Niederlausitzer Fundgrube Der Heimatwanderer Nr. 5 / 1927
Aus 1813.
Die Russen sind im Land. Bei dem Freigut Winkel haben sie ein großes Lager aufgeschlagen. Sie requirieren und fouragieren, daß die Bauern der umliegenden Ortschaften nicht aus noch ein wissen. Alles wird ihnen genommen. Am meisten hat Werenzhain zu leiden; das Winkelgut ist schon niedergebrannt. Was soll nur noch werden?

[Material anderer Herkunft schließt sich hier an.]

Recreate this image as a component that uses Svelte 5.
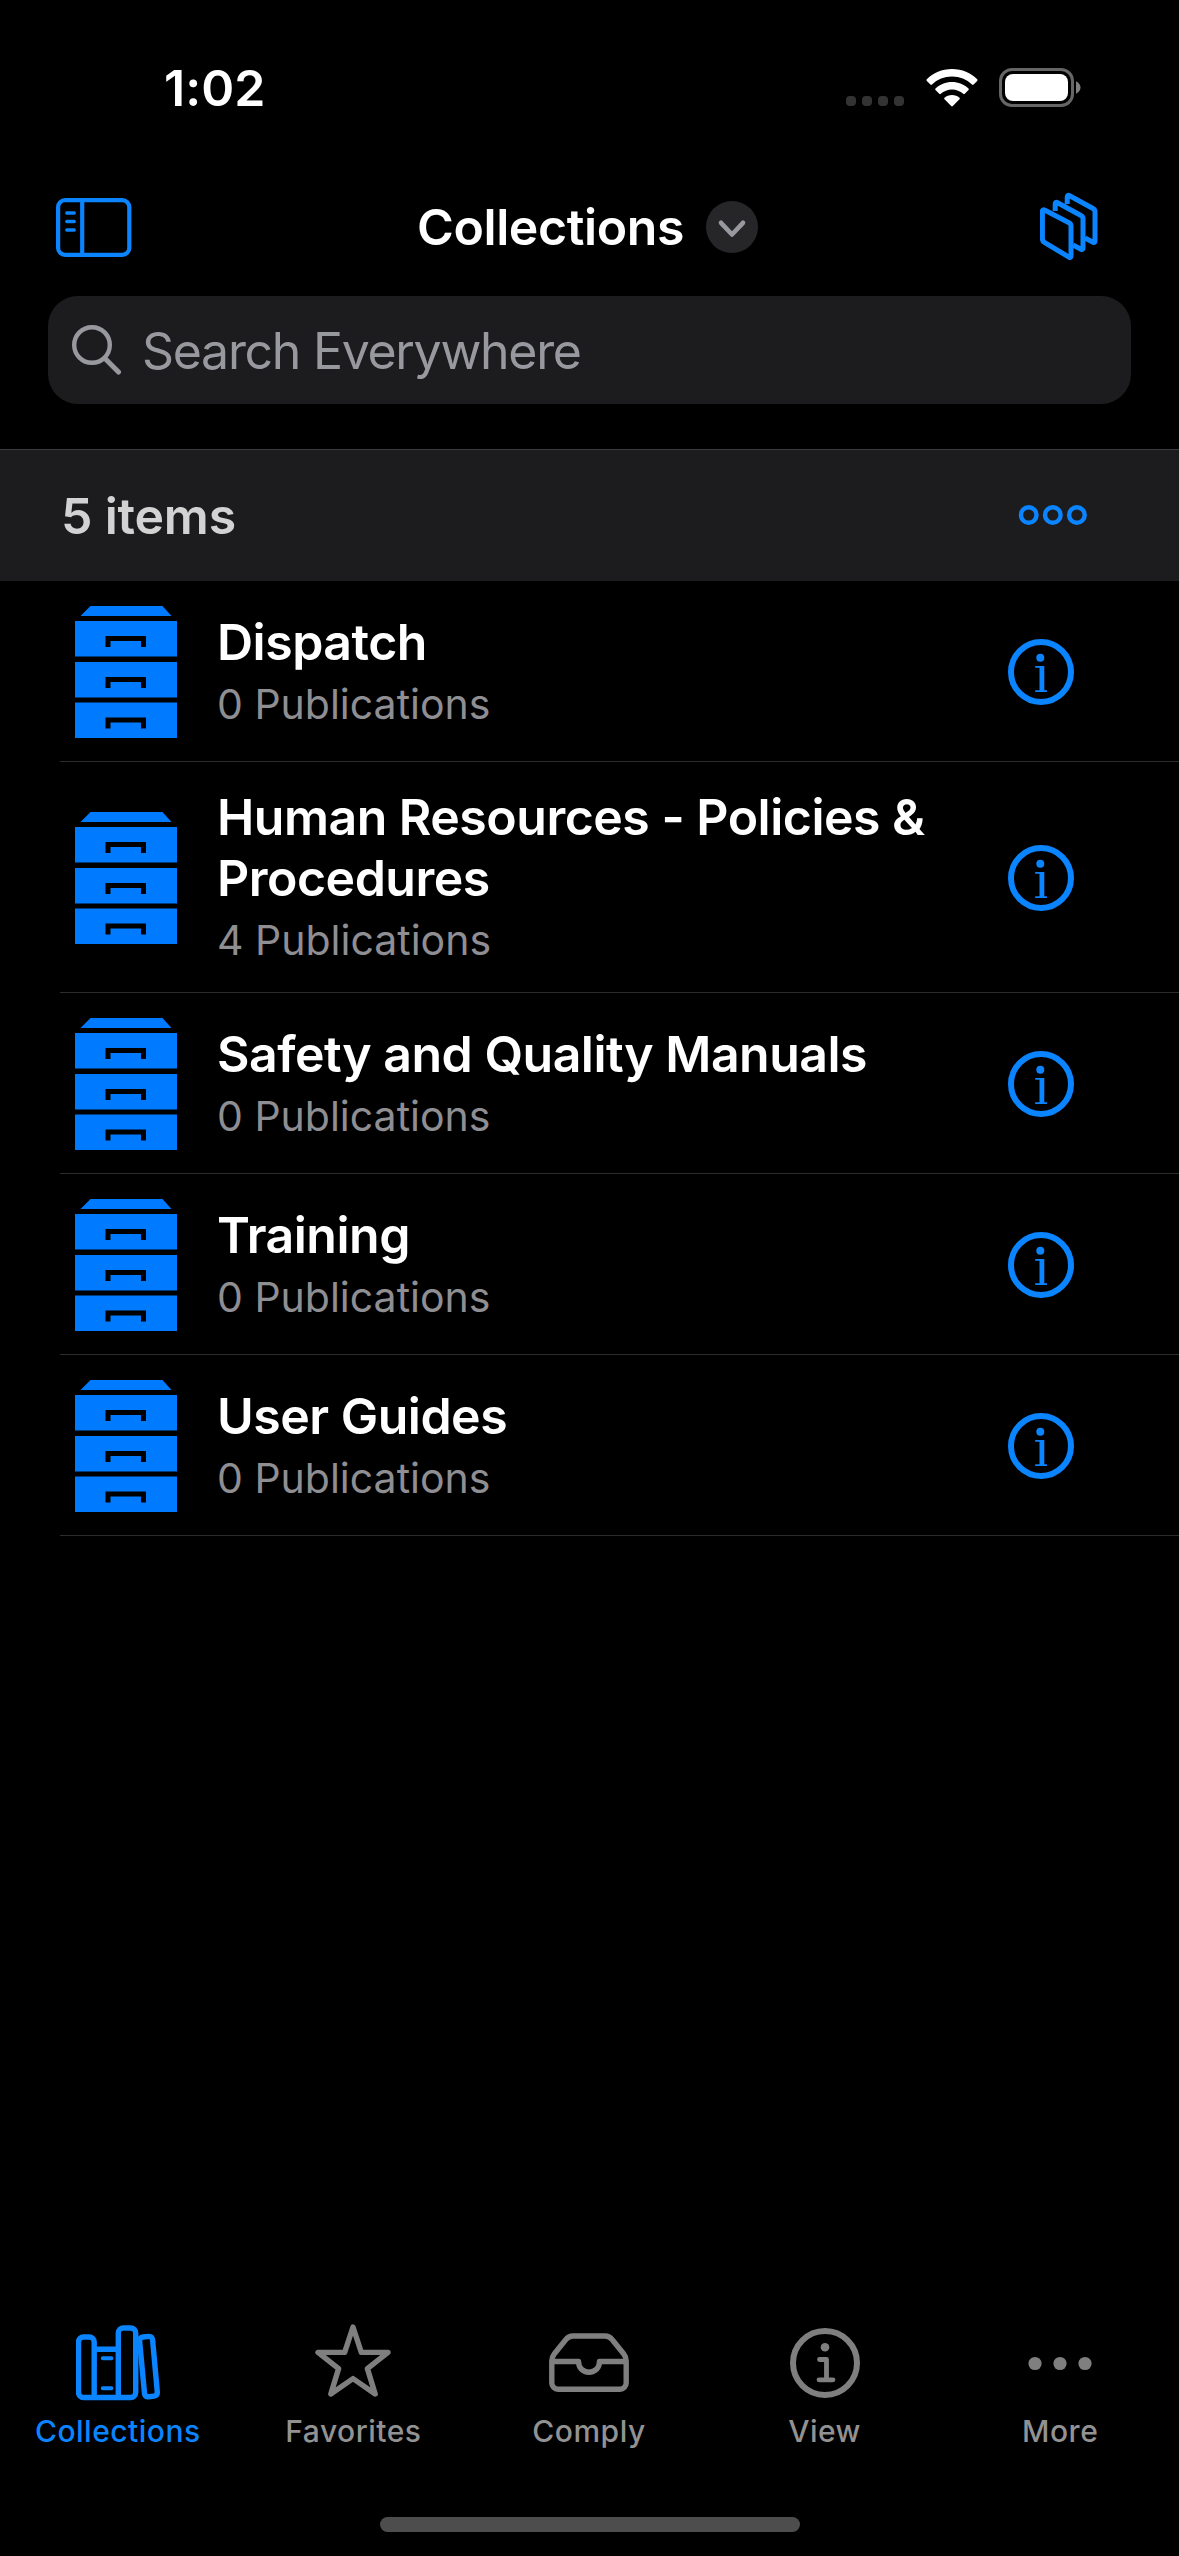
<script>
  /**
   * Collections screen: status bar, navigation, search,
   * list of collections and the bottom tab bar.
   */
  const collections = [
    { name: 'Dispatch', count: 0 },
    { name: 'Human Resources - Policies & Procedures', count: 4 },
    { name: 'Safety and Quality Manuals', count: 0 },
    { name: 'Training', count: 0 },
    { name: 'User Guides', count: 0 },
  ];

  const tabs = [
    { id: 'collections', label: 'Collections' },
    { id: 'favorites', label: 'Favorites' },
    { id: 'comply', label: 'Comply' },
    { id: 'view', label: 'View' },
    { id: 'more', label: 'More' },
  ];

  let activeTab = $state('collections');
</script>

{#snippet tabIcon(id)}
  {#if id === 'collections'}
    <svg width="84" height="78" viewBox="0 0 84 78">
      <g fill="none" stroke="currentColor" stroke-width="5.4" stroke-linejoin="round">
        <path d="M18.2 73.5H7.5a5 5 0 0 1-5-5V18a5 5 0 0 1 5-5h5.7a5 5 0 0 1 5 5v55.5H54.7a5 5 0 0 0 5-5V9a5 5 0 0 0-5-5h-7.4a5 5 0 0 0-5 5v64.5M18.2 25.3h24" />
        <path d="M67 13l6-.6q3.2 0 3.6 3.6l4.7 52q.2 3.6-3.2 4.1l-5.6.7q-3.6.2-4-3.4L63.6 17q-.1-3.6 3.4-4z" />
        <path d="M26.8 34.3h8.6M26.8 64.3h8.6" stroke-width="4" stroke-linecap="round" />
      </g>
    </svg>
  {:else if id === 'favorites'}
    <svg width="78" height="78" viewBox="0 0 78 78">
      <path
        d="M39 3L47.3 28.3L74 28.4L53.4 44.6L61.2 70L39 54.6L16.8 70L24.6 44.6L4 28.4L30.7 28.3Z"
        fill="none"
        stroke="currentColor"
        stroke-width="5.4"
        stroke-linejoin="round"
      />
    </svg>
  {:else if id === 'comply'}
    <svg width="80" height="78" viewBox="0 0 80 78">
      <g fill="none" stroke="currentColor" stroke-width="5.4" stroke-linejoin="round">
        <path d="M2.8 59V37q0-4 2.6-7.2L16.5 16Q19.5 12 24 12H56Q60.5 12 63.5 16L74.6 29.8Q77.2 33 77.2 37V59a6.2 6.2 0 0 1-6.2 6.2H9A6.2 6.2 0 0 1 2.8 59z" />
        <path d="M3 37.5H29.5C29.5 44 34 48.2 40 48.2S50.5 44 50.5 37.5H77" />
      </g>
    </svg>
  {:else if id === 'view'}
    <svg width="78" height="78" viewBox="0 0 78 78">
      <circle cx="39" cy="39" r="32" fill="none" stroke="currentColor" stroke-width="6" />
      <circle cx="39" cy="23.2" r="4.3" fill="currentColor" />
      <path d="M33.5 35.5H40.5V55.8M33 55.8H47" fill="none" stroke="currentColor" stroke-width="4.8" stroke-linecap="round" stroke-linejoin="round" />
    </svg>
  {:else}
    <svg width="78" height="78" viewBox="0 0 78 78" fill="currentColor">
      <circle cx="14" cy="39.5" r="6.6" />
      <circle cx="39" cy="39.5" r="6.6" />
      <circle cx="64" cy="39.5" r="6.6" />
    </svg>
  {/if}
{/snippet}

<div class="screen">
  <div class="status-bar">
    <span class="time">1:02</span>
    <div class="status-icons">
      <div class="signal"><i></i><i></i><i></i><i></i></div>
      <svg class="wifi" width="52" height="38" viewBox="0 0 52 38" fill="#fff">
        <path d="M26 0C36 0 45 4 51.2 10.3q.8.8 0 1.6L47.6 15.6q-.8.7-1.6 0C40.7 10.5 33.7 7.6 26 7.6S11.3 10.5 6 15.6q-.8.7-1.6 0L.8 11.9q-.8-.8 0-1.6C7 4 16 0 26 0z" />
        <path d="M26 13c6.4 0 12.2 2.4 16.5 6.5q.8.8 0 1.6L38.8 24.8q-.8.7-1.6 0C34.2 22.1 30.3 20.5 26 20.5S17.8 22.1 14.8 24.8q-.8.7-1.6 0L9.5 21.1q-.8-.8 0-1.6C13.8 15.4 19.6 13 26 13z" />
        <path d="M26 26c2.9 0 5.5 1 7.5 2.7q.8.8 0 1.6L26.8 37.1q-.8.7-1.6 0L18.5 30.3q-.8-.8 0-1.6C20.5 27 23.1 26 26 26z" />
      </svg>
      <svg width="82" height="39" viewBox="0 0 82 39">
        <rect x="1.5" y="1.5" width="72" height="36" rx="11.5" fill="none" stroke="#666" stroke-width="3" />
        <rect x="6" y="6" width="63" height="27" rx="8" fill="#fff" />
        <path d="M77 13.2c6 3.2 6 9.4 0 12.6z" fill="#808080" />
      </svg>
    </div>
  </div>

  <nav class="nav-bar">
    <button class="plain" aria-label="Toggle sidebar">
      <svg width="76" height="59" viewBox="0 0 76 59" fill="none" stroke="currentColor" stroke-width="4.2">
        <rect x="2.1" y="2.1" width="71.2" height="54.8" rx="7" />
        <path d="M26.2 2v55" />
        <path d="M10.8 15h7.4M10.8 23.5h7.4M10.8 32h7.4" stroke-width="3.4" stroke-linecap="round" />
      </svg>
    </button>
    <button class="plain title">
      <span>Collections</span>
      <svg width="52" height="52" viewBox="0 0 52 52">
        <circle cx="26" cy="26" r="26" fill="#262628" />
        <path d="M15 21.8L26 33.5L37 21.8" fill="none" stroke="#98989f" stroke-width="4.6" stroke-linecap="round" stroke-linejoin="round" />
      </svg>
    </button>
    <button class="plain stack" aria-label="Stacks">
      <svg width="60" height="69" viewBox="0 0 60 69" fill="none" stroke="currentColor" stroke-width="5" stroke-linejoin="round">
        <path d="M5 18.2L29 30.7q2 1 2 3.2V64q0 2.2-2 1.2L4.4 50.3q-2-1-2-3.2V19.4q0-2.3 2.6-1.2z" />
        <path d="M15.200 19V12q0-2.500 2.400-1.200L41 23.500q2 1 2 3.200V56q0 2.200-2 1.200L33 53" />
        <path d="M27.200 12V5q0-2.500 2.400-1.200L53 16.500q2 1 2 3.200V49q0 2.200-2 1.200L45 46" />
      </svg>
    </button>
  </nav>

  <div class="search">
    <svg width="50" height="50" viewBox="0 0 50 50" fill="none" stroke="currentColor" stroke-width="4.4" stroke-linecap="round">
      <circle cx="20" cy="20" r="17.8" />
      <path d="M33 33.5L46.5 47" stroke-width="5" />
    </svg>
    <span>Search Everywhere</span>
  </div>

  <header class="list-header">
    <span>{collections.length} items</span>
    <button class="plain" aria-label="List options">
      <svg width="70" height="20" viewBox="0 0 70 20" fill="none" stroke="currentColor" stroke-width="4.4">
        <circle cx="10.7" cy="10" r="7.8" />
        <circle cx="34.8" cy="10" r="7.8" />
        <circle cx="58.9" cy="10" r="7.8" />
      </svg>
    </button>
  </header>

  <ul class="list">
    {#each collections as item}
      <li class="row">
        <svg width="102" height="132" viewBox="0 0 102 132" fill="#007aff">
          <path d="M15.5 0H87.5L96.5 10H5.5z" />
          {#each [15, 56, 96.5] as y}
            <rect x="0" {y} width="102" height="35.5" />
            <path d="M33 {y + 26}V{y + 17.5}H68.5V{y + 26}" fill="none" stroke="#000" stroke-width="5" />
          {/each}
        </svg>
        <div class="row-text">
          <div class="row-title">{item.name}</div>
          <div class="row-count">{item.count} Publications</div>
        </div>
        <button class="plain" aria-label="Info">
          <svg width="66" height="66" viewBox="0 0 66 66">
            <circle cx="33" cy="33" r="30" fill="none" stroke="currentColor" stroke-width="6" />
            <circle cx="32.3" cy="18.7" r="4" fill="currentColor" />
            <path d="M27.2 27H36.3V51.2H39V53H27.2V51.2H31.5V28.8H27.2z" fill="currentColor" />
          </svg>
        </button>
      </li>
    {/each}
  </ul>

  <div class="tab-bar">
    {#each tabs as tab}
      <button class="plain tab" class:active={tab.id === activeTab} onclick={() => (activeTab = tab.id)}>
        {@render tabIcon(tab.id)}
        <span>{tab.label}</span>
      </button>
    {/each}
  </div>
  <div class="home-indicator"></div>
</div>

<style>
  :global(body) {
    margin: 0;
    background: #000;
  }

  .screen {
    display: flex;
    flex-direction: column;
    width: 1179px;
    height: 2556px;
    overflow: hidden;
    background: #000;
    color: #fff;
    font-family: Inter, 'Liberation Sans', sans-serif;
  }

  svg {
    display: block;
    flex-shrink: 0;
  }

  .plain {
    padding: 0;
    border: none;
    background: none;
    color: #0a84ff;
    font: inherit;
  }

  /* Status bar */
  .status-bar {
    display: flex;
    justify-content: space-between;
    box-sizing: border-box;
    height: 162px;
    padding: 68px 98px 0 164px;
  }

  .time {
    font-size: 50px;
    font-weight: 600;
    line-height: 40px;
    letter-spacing: 0.1px;
  }

  .status-icons {
    display: flex;
    align-items: flex-start;
  }

  .signal {
    display: flex;
    gap: 6px;
    padding-top: 28px;
    margin-right: 22px;
  }

  .signal i {
    width: 10px;
    height: 10px;
    border-radius: 4px;
    background: #333;
  }

  .wifi {
    margin: 1px 21px 0 0;
  }

  /* Navigation */
  .nav-bar {
    display: grid;
    grid-template-columns: 1fr auto 1fr;
    align-items: center;
    height: 130px;
    padding: 0 79px 0 56px;
  }

  .nav-bar .title {
    display: flex;
    align-items: center;
    gap: 22px;
    margin-left: 19px;
    color: #fff;
    font-size: 50px;
    font-weight: 600;
    letter-spacing: -0.4px;
  }

  .nav-bar .stack {
    justify-self: end;
    padding-bottom: 2px;
  }

  .search {
    display: flex;
    align-items: center;
    gap: 20px;
    height: 108px;
    margin: 4px 48px 45px;
    padding-left: 24px;
    border-radius: 30px;
    background: #1c1c1e;
    color: #98989f;
    font-size: 50px;
    letter-spacing: -1.3px;
  }

  .search span {
    padding-top: 2px;
  }

  .list-header {
    display: flex;
    align-items: center;
    justify-content: space-between;
    box-sizing: border-box;
    height: 132px;
    padding: 0 91px 0 61px;
    border-top: 1px solid #3d3d41;
    background: #1c1c1e;
    color: #d2d2d2;
    font-size: 50px;
    font-weight: 600;
    letter-spacing: -0.2px;
  }

  .list-header .plain {
    padding-bottom: 2px;
  }

  /* Collection rows */
  .list {
    flex: 1;
    margin: 0;
    padding: 0 0 0 60px;
    list-style: none;
  }

  .row {
    display: flex;
    align-items: center;
    box-sizing: border-box;
    min-height: 181px;
    padding: 24px 105px 23px 15px;
    border-bottom: 1px solid #2c2c2e;
  }

  .row-text {
    flex: 1;
    margin: 1px 40px -1px;
  }

  .row-title {
    font-size: 50px;
    font-weight: 600;
    line-height: 61px;
    letter-spacing: -0.5px;
  }

  .row-count {
    padding-top: 2px;
    color: #8e8e93;
    font-size: 41px;
    line-height: 59px;
  }

  /* Tab bar */
  .tab-bar {
    display: grid;
    grid-template-columns: repeat(5, 1fr);
    padding-right: 1px;
  }

  .tab {
    display: flex;
    flex-direction: column;
    align-items: center;
    gap: 11px;
    color: #7f7f7f;
    font-size: 30px;
    font-weight: 500;
    line-height: 36px;
    letter-spacing: 0.5px;
  }

  .tab span {
    color: #929292;
  }

  .tab.active,
  .tab.active span {
    color: #0a84ff;
  }

  .home-indicator {
    width: 420px;
    height: 15px;
    margin: 68px auto 24px;
    border-radius: 8px;
    background: #4d4d4d;
  }
</style>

Aber nicht alle Leute verlieren in solchen Notzeiten den Kopf. Zu ihnen gehört der alte Räse. (Damals war er wohl noch nicht alt.) Er war ein außerordentlich guter Fischer. Die Fische holte er nur meist aus Teichen, in denen das Fischen verboten war. Sie schmeckten ihm trotzdem. Und was er allein nicht schaffen konnte, das trug er ins Russenlager und verkaufte es. So bietet er eines Tages auch wieder seine Ware an. Da sieht er einen schönen Kupferkessel. „Halt!“ denkt er; „die Russen haben deinen geholt, da wirst du dir den hier mitnehmen“. Gedacht – getan. Ein Russe will ihn halten; aber er läuft schnell dem Walde zu. Der Russe wirft sich auf ein Pferd und sprengt ihm nach. Bald kommt er ihm näher; aber er kann ihn nicht ganz einholen. Da wirft er eine Kette, die er gerade in der Hand hat, nach ihm. Räse denkt: „die Kette kannst du grade gut gebrauchen“. Er bückt sich nach ihr, hebt sie auf, und ehe der Russe auf dem Pferde ihn erreichen kann, ist er auf und davon, viel schneller als das Pferd. Aus dem Walde tönt sein Lachen .....
Seine fabelhafte Geschwindigkeit kam ihm auch zugute, wenn er den durchziehenden fremden Truppen als Führer mitgegeben wurde. Da soll er so manche Abteilung in den Sumpf, der sich westwärts von W. nach Prißen (in der jetzigen staatlichen Forst) ausdehnte, geführt haben. Plötzlich war der Weg zu Ende. Und Räse war weg. Er schlug sich seitwärts in die Büsche; denn er kannte ja jeden Fußbreit seiner Heimat. Nachgesandte Kugeln haben ihr Ziel nie erreicht.